= DATA SHOWN =
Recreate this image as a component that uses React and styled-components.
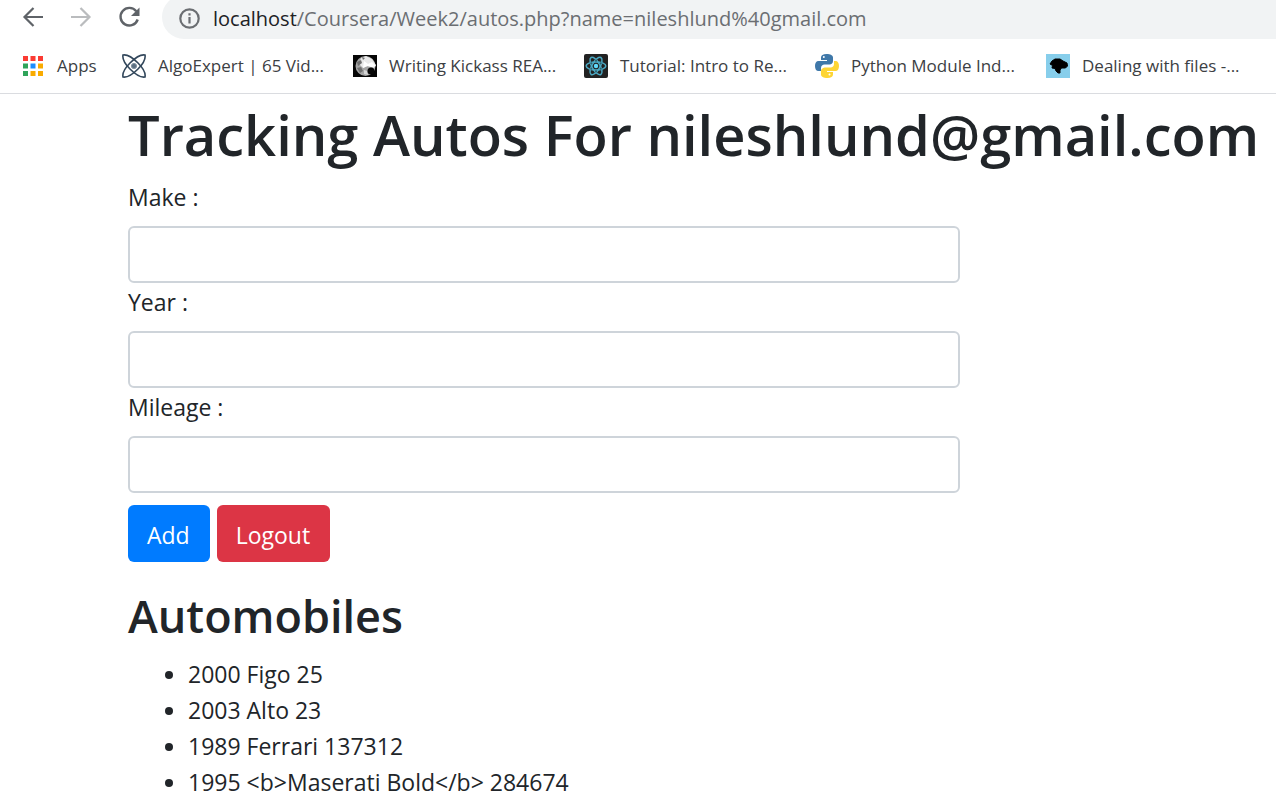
import React from "react";
import styled, { createGlobalStyle } from "styled-components";

const GlobalStyle = createGlobalStyle`
  *, *::before, *::after { box-sizing: border-box; }
  body {
    margin: 0;
    background: #fff;
    color: #212529;
    font-family: "Segoe UI", "Open Sans", "Noto Sans", sans-serif;
    font-size: 23px;
    line-height: 36px;
    overflow-x: hidden;
  }
`;

const BrowserBar = styled.header`
  border-bottom: 1px solid #dadce0;
`;

const Toolbar = styled.div`
  display: flex;
  align-items: flex-end;
  height: 39px;
  padding-left: 20px;
  overflow: hidden;
`;

const NavButtons = styled.nav`
  display: flex;
  gap: 22px;
  flex: none;
  width: 142px;
  padding-bottom: 9px;
`;

const IconButton = styled.button`
  display: block;
  flex: none;
  width: 26px;
  height: 26px;
  padding: 0;
  border: 0;
  background: none;
  color: ${(p) => (p.disabled ? "#babcbe" : "#5f6368")};
`;

const AddressBar = styled.div`
  display: flex;
  align-items: center;
  gap: 12px;
  flex: 1;
  height: 44px;
  padding: 2px 0 0 16px;
  border-radius: 22px 0 0 22px;
  background: #f1f3f4;
  color: #6b6e72;
  font-size: 20px;
  white-space: nowrap;
`;

const Url = styled.span`
  padding-top: 1px;
`;

const Host = styled.span`
  color: #202124;
`;

const Bookmarks = styled.nav`
  display: flex;
  align-items: center;
  height: 54px;
  padding-left: 21px;
  overflow: hidden;
`;

const Bookmark = styled.a`
  display: flex;
  align-items: center;
  gap: 12px;
  flex: none;
  width: ${(p) => (p.$short ? "101px" : "231px")};
  color: #3c4043;
  font-size: 17px;
  line-height: 24px;
  text-decoration: none;
  white-space: nowrap;

  svg { flex: none; }
`;

const Page = styled.main`
  padding: 0 0 8px 128px;
`;

const Title = styled.h1`
  margin: 0;
  padding: 4px 0 8px;
  font-size: 56px;
  font-weight: 600;
  line-height: 72px;
  white-space: nowrap;
`;

const Subtitle = styled.h2`
  margin: 24px 0 12px;
  padding-top: 1px;
  font-size: 45px;
  font-weight: 600;
  line-height: 57px;
`;

const Form = styled.form`
  max-width: 832px;
`;

const Field = styled.div`
  display: flex;
  flex-direction: column;
`;

const Label = styled.label`
  padding: 1px 0 11px;
`;

const TextInput = styled.input`
  width: 100%;
  height: 57px;
  padding: 9px 18px;
  border: 2px solid #ced4da;
  border-radius: 6px;
  background: #fff;
  color: #495057;
  font: inherit;
`;

const Actions = styled.div`
  display: flex;
  gap: 7px;
  margin-top: 12px;
`;

const Button = styled.button`
  height: 57px;
  padding: 3px 20px 0 19px;
  border: 0;
  border-radius: 6px;
  background: ${(p) => (p.$danger ? "#dc3545" : "#007bff")};
  color: #fff;
  font: inherit;
`;

const AutoList = styled.ul`
  margin: 0;
  padding-left: 60px;
`;

const stroke = { fill: "none", stroke: "currentColor", strokeWidth: 2.2 };

const BackIcon = () => (
  <svg width="26" height="26" viewBox="0 0 26 26" {...stroke}>
    <path d="M23 13H4.5M13.5 4L4.5 13l9 9" />
  </svg>
);

const ForwardIcon = () => (
  <svg width="26" height="26" viewBox="0 0 26 26" {...stroke}>
    <path d="M3 13h18.500M12.500 4l9 9-9 9" />
  </svg>
);

const ReloadIcon = () => (
  <svg width="26" height="26" viewBox="0 0 26 26" {...stroke}>
    <path d="M20.300 7.300A8.800 8.800 0 1 0 21.700 15.500" strokeWidth="2.400" />
    <path d="M23.500 3.500v8.500H15z" fill="currentColor" stroke="none" />
  </svg>
);

const InfoIcon = () => (
  <svg width="23" height="23" viewBox="0 0 23 23" {...stroke}>
    <circle cx="11.500" cy="11.500" r="9.200" />
    <path d="M11.500 10v6.500M11.500 6.200v2.300" />
  </svg>
);

const APP_COLORS = [
  "#fb3b33", "#fb3b33", "#fb3b33",
  "#2fa45a", "#1a8cff", "#f9ab00",
  "#2fa45a", "#f9ab00", "#f9ab00",
];

const AppsIcon = () => (
  <svg width="24" height="24" viewBox="0 0 24 24">
    {APP_COLORS.map((c, i) => (
      <rect key={i} x={2 + (i % 3) * 7.5} y={2 + Math.floor(i / 3) * 7.5} width="5" height="5" fill={c} />
    ))}
  </svg>
);

const AlgoIcon = () => (
  <svg width="24" height="24" viewBox="0 0 24 24" fill="none" stroke="#32475b" strokeWidth="1.600">
    <path d="M1 1c5-1 11 4 15 8s8 9 7 14c-5 1-11-4-15-8S0 6 1 1z" />
    <path d="M23 1c-5-1-11 4-15 8S0 18 1 23c5 1 11-4 15-8s8-9 7-14z" />
    <circle cx="12" cy="12" r="2.600" fill="#5c7083" stroke="#8393a1" strokeWidth="1" />
  </svg>
);

const MoonIcon = () => (
  <svg width="24" height="24" viewBox="0 0 24 24">
    <rect y="1" width="24" height="22" fill="#050505" />
    <circle cx="12.500" cy="12" r="10" fill="#a5a5a5" />
    <path d="M8 4l5-2 6 3 4 6-2 3-6-2-5 2-4-4z" fill="#e9e9e9" />
    <path d="M11 7l4 3 4-2 4 4-4 1-5-1-4 2z" fill="#fff" />
    <path d="M4 8l4-2 1 3-4 3zM4 14l4-1 2 4-3 2zM9 3l3 1-2 2z" fill="#6f6f6f" />
    <path d="M11 16l3 1 1 4-4-1z" fill="#d5d5d5" />
    <ellipse cx="18" cy="17" rx="3.500" ry="3.500" fill="#080808" />
  </svg>
);

const REACT_NODES = [30, 90, 150, 210, 270, 330];

const ReactIcon = () => (
  <svg width="24" height="24" viewBox="0 0 24 24">
    <rect width="24" height="24" rx="2" fill="#222" />
    <g fill="none" stroke="#4ba9c3" strokeWidth="1.500">
      {[0, 60, 120].map((a) => (
        <ellipse key={a} cx="12" cy="12" rx="9.800" ry="4" transform={`rotate(${a} 12 12)`} />
      ))}
    </g>
    {REACT_NODES.map((a) => (
      <circle key={a} cx="17.500" cy="12" r="1" fill="#2b6070" transform={`rotate(${a} 12 12)`} />
    ))}
    <circle cx="12" cy="12" r="2.200" fill="#61dafb" />
  </svg>
);

const PythonIcon = () => (
  <svg width="24" height="24" viewBox="0 0 24 24">
    <path d="M11.500 0C8 0 6 1.200 6 3.500V6h6v1H3.500C1.200 7 0 9 0 12s1.200 5 3.500 5H6v-3c0-2 1.500-3.500 3.500-3.500h5C16.500 10.500 18 9 18 7V3.500C18 1.200 15.500 0 11.500 0z" fill="#3f78a9" />
    <path d="M12.500 24c3.500 0 5.500-1.200 5.500-3.500V18h-6v-1h8.500c2.300 0 3.500-2 3.500-5s-1.200-5-3.500-5H19v3c0 2-1.500 3.500-3.500 3.500h-5C8.500 13.500 6 15 6 17v3.500C6 22.800 8.500 24 12.500 24z" fill="#fdd535" />
    <circle cx="8.800" cy="3" r="1" fill="#fff" />
    <circle cx="14.500" cy="20.500" r="1" fill="#fff" />
  </svg>
);

const FilesIcon = () => (
  <svg width="24" height="24" viewBox="0 0 24 24">
    <rect width="24" height="24" fill="#87ceeb" />
    <path d="M4 10l2-3 3-2h5l3 2 4 2 .5 3-2 2h-4l-1.500 2v3h-2L10 17l-1-2.500-3-.5.500-2.500z" fill="#000" stroke="#000" strokeLinejoin="round" />
  </svg>
);

const BOOKMARKS = [
  { label: "Apps", Icon: AppsIcon, short: true },
  { label: "AlgoExpert | 65 Vid...", Icon: AlgoIcon },
  { label: "Writing Kickass REA...", Icon: MoonIcon },
  { label: "Tutorial: Intro to Re...", Icon: ReactIcon },
  { label: "Python Module Ind...", Icon: PythonIcon },
  { label: "Dealing with files -...", Icon: FilesIcon },
];

const FIELDS = [
  { id: "make", label: "Make :" },
  { id: "year", label: "Year :" },
  { id: "mileage", label: "Mileage :" },
];

const AUTOS = [
  "2000 Figo 25",
  "2003 Alto 23",
  "1989 Ferrari 137312",
  "1995 <b>Maserati Bold</b> 284674",
];

export default function App() {
  return (
    <>
      <GlobalStyle />
      <BrowserBar>
        <Toolbar>
          <NavButtons>
            <IconButton aria-label="Back"><BackIcon /></IconButton>
            <IconButton aria-label="Forward" disabled><ForwardIcon /></IconButton>
            <IconButton aria-label="Reload"><ReloadIcon /></IconButton>
          </NavButtons>
          <AddressBar>
            <InfoIcon />
            <Url>
              <Host>localhost</Host>/Coursera/Week2/autos.php?name=nileshlund%40gmail.com
            </Url>
          </AddressBar>
        </Toolbar>
        <Bookmarks>
          {BOOKMARKS.map(({ label, Icon, short }) => (
            <Bookmark key={label} href="#" $short={short}>
              <Icon />
              {label}
            </Bookmark>
          ))}
        </Bookmarks>
      </BrowserBar>
      <Page>
        <Title>Tracking Autos For nileshlund@gmail.com</Title>
        <Form onSubmit={(e) => e.preventDefault()}>
          {FIELDS.map(({ id, label }) => (
            <Field key={id}>
              <Label htmlFor={id}>{label}</Label>
              <TextInput id={id} name={id} type="text" />
            </Field>
          ))}
          <Actions>
            <Button type="submit">Add</Button>
            <Button type="button" $danger>Logout</Button>
          </Actions>
        </Form>
        <Subtitle>Automobiles</Subtitle>
        <AutoList>
          {AUTOS.map((auto) => (
            <li key={auto}>{auto}</li>
          ))}
        </AutoList>
      </Page>
    </>
  );
}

= DESCRIPTION OF THE TASK =
Copy out every line where the word "components" occurs.

= EXERCISE RESPONSE =
Recreate this image as a component that uses React and styled-components.
import styled, { createGlobalStyle } from "styled-components";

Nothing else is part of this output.